Sexual violence is a topic that we’ve become sadly all too familiar with. On the national stage alone, it’s enough to make one’s head spin. In the world of higher education, it feels like an omnipresent force lurking in the back of the mind of every student who doesn’t identify as a cisgender man. Although many students come to Mills in hopes of avoiding sexual violence, recent events and dialogue have demonstrated that our school is not immune to the issue.
The overall student psyche, already shaken by a March 28 email informing the student body of an alleged sexual assault on campus three days prior, has continued to be rocked by intense discussion and consideration of sexual violence. On April 5, a student-led protest intended to draw awareness to previous handling of sexual assault cases made its way onto our radar in the form of a Google document listing problems to be addressed and goals of the April 5 demonstration. Public forums addressing the issue were held throughout the week, and it has continued to weigh heavy on students’ minds.
The silver lining is the fact that this is a topic frequently swept under the rug, particularly at college campuses, which is now being brought to the forefront of discussion. However, organizational issues and miscommunication plagued the organization of the protest, leading to some students feeling shut down and most to feel a sense of widespread confusion about the issues at hand.
Sexual assault awareness is something close to the heart of the progressive sensibilities of Mills students.
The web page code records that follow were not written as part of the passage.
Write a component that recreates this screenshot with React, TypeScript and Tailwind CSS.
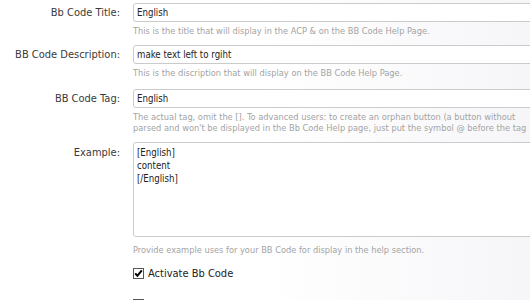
// App.tsx

import React from "react";

interface FieldRowProps {
  label: string;
  value: string;
  hint: React.ReactNode;
  last?: boolean;
}

const FONT = { fontFamily: '"DejaVu Sans", Tahoma, Verdana, sans-serif' };

const Hint: React.FC<{ children: React.ReactNode; className?: string }> = ({ children, className }) => (
  <div className={`text-[9.2px] leading-[11px] text-[#a3a3a3] whitespace-nowrap font-stretch-condensed ${className ?? ""}`}>
    {children}
  </div>
);

const FieldRow: React.FC<FieldRowProps> = ({ label, value, hint }) => (
  <>
    <div className="text-right text-[11px] text-[#3a3a3a] font-stretch-condensed leading-[19px]">{label}</div>
    <div>
      <div className="w-[420px] h-[19px] border border-[#cbcbcb] rounded-[3px] bg-white px-[3px] text-[9.6px] leading-[17px] text-[#222] font-stretch-condensed">
        {value}
      </div>
      {hint}
    </div>
  </>
);

const CheckBox: React.FC<{ checked?: boolean }> = ({ checked }) => (
  <span className="relative inline-block w-[11px] h-[11px] border border-[#555] bg-white shrink-0">
    {checked && (
      <svg viewBox="0 0 11 11" className="absolute -left-px -top-px w-[11px] h-[11px]">
        <path d="M2.2 5.4 L4.4 7.8 L8.8 2.4" fill="none" stroke="#000" strokeWidth="2" />
      </svg>
    )}
  </span>
);

export default function App() {
  return (
    <div
      className="w-[530px] h-[300px] overflow-hidden bg-gradient-to-r from-white from-50% to-[#f6f6f9] pt-[3px]"
      style={FONT}
    >
      <div className="grid grid-cols-[120px_1fr] gap-x-[13px]">
        <FieldRow
          label="Bb Code Title:"
          value="English"
          hint={<Hint className="pt-[3px] pb-[9px]">This is the title that will display in the ACP &amp; on the BB Code Help Page.</Hint>}
        />
        <FieldRow
          label="BB Code Description:"
          value="make text left to rgiht"
          hint={<Hint className="pt-[3px] pb-[11px]">This is the discription that will display on the BB Code Help Page.</Hint>}
        />
        <FieldRow
          label="BB Code Tag:"
          value="English"
          hint={
            <Hint className="pt-[3px] pb-[9px]">
              The actual tag, omit the []. To advanced users: to create an orphan button (a button without
              <br />
              parsed and won't be displayed in the Bb Code Help page, just put the symbol @ before the tag
            </Hint>
          }
        />

        <div className="text-right text-[11px] text-[#3a3a3a] font-stretch-condensed leading-[13px] pt-[3.5px]">Example:</div>
        <div>
          <div className="w-[420px] h-[95px] border border-[#cbcbcb] rounded-[3px] bg-white px-[3px] pt-[2.5px] text-[9.6px] leading-[13px] text-[#222] font-stretch-condensed">
            <div>[English]</div>
            <div>content</div>
            <div>[/English]</div>
          </div>
          <Hint className="pt-[6.5px]">Provide example uses for your BB Code for display in the help section.</Hint>

          <div className="flex items-center gap-[4px] mt-[12.5px]">
            <CheckBox checked />
            <span className="text-[11px] leading-[13px] text-[#222] font-stretch-condensed">Activate Bb Code</span>
          </div>
          <div className="flex items-center gap-[4px] mt-[19px]">
            <CheckBox />
          </div>
        </div>
      </div>
    </div>
  );
}
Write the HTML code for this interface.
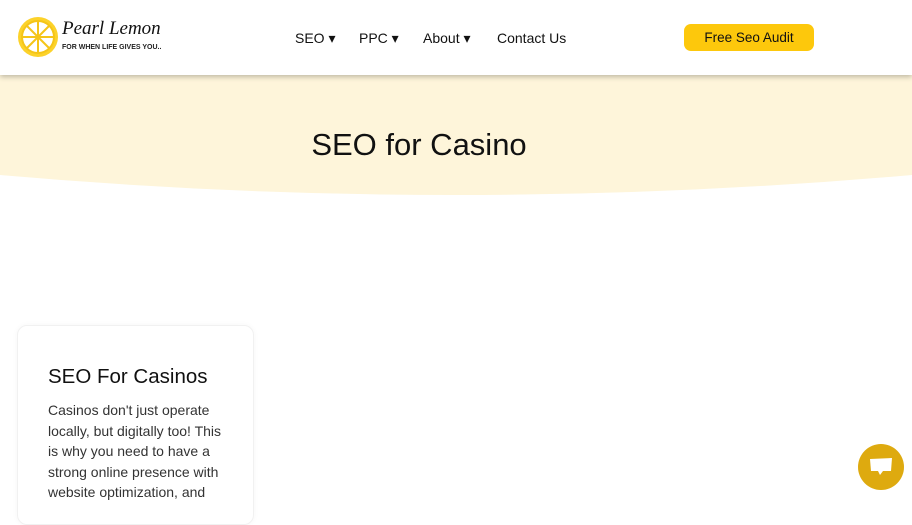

It’s painful to think of our fellow students being hurt and their voices dismissed, and it’s important to use all avenues available to prevent and address issues of sexual violence. At Mills, this is particularly important. Students are attracted to our campus due in large part to hopes of finding a safe haven from the toxic gender issues plaguing mainstream society.
However, organizing a protest and taking a public stance, particularly with an issue this sensitive, requires care and consideration, inclusion and intersectionality. Students are right to speak out against injustice they perceive on campus, but the overall feeling of confusion in light of the protest, conflated with pain and anxiety about the possibility of sexual assault on campus, has been hard to digest and distracting to say the least.
Hopefully this isn’t a detriment to the discussion and the larger issues at hand. Mills has a responsibility to address issues disproportionately affecting women and people outside the gender binary, and we have passionate, dedicated students seeking to address these issues in the world at large. In a country rife with issues related to sexual violence, it’s becoming more and more necessary to develop strong advocates and a model for how other institutions should behave.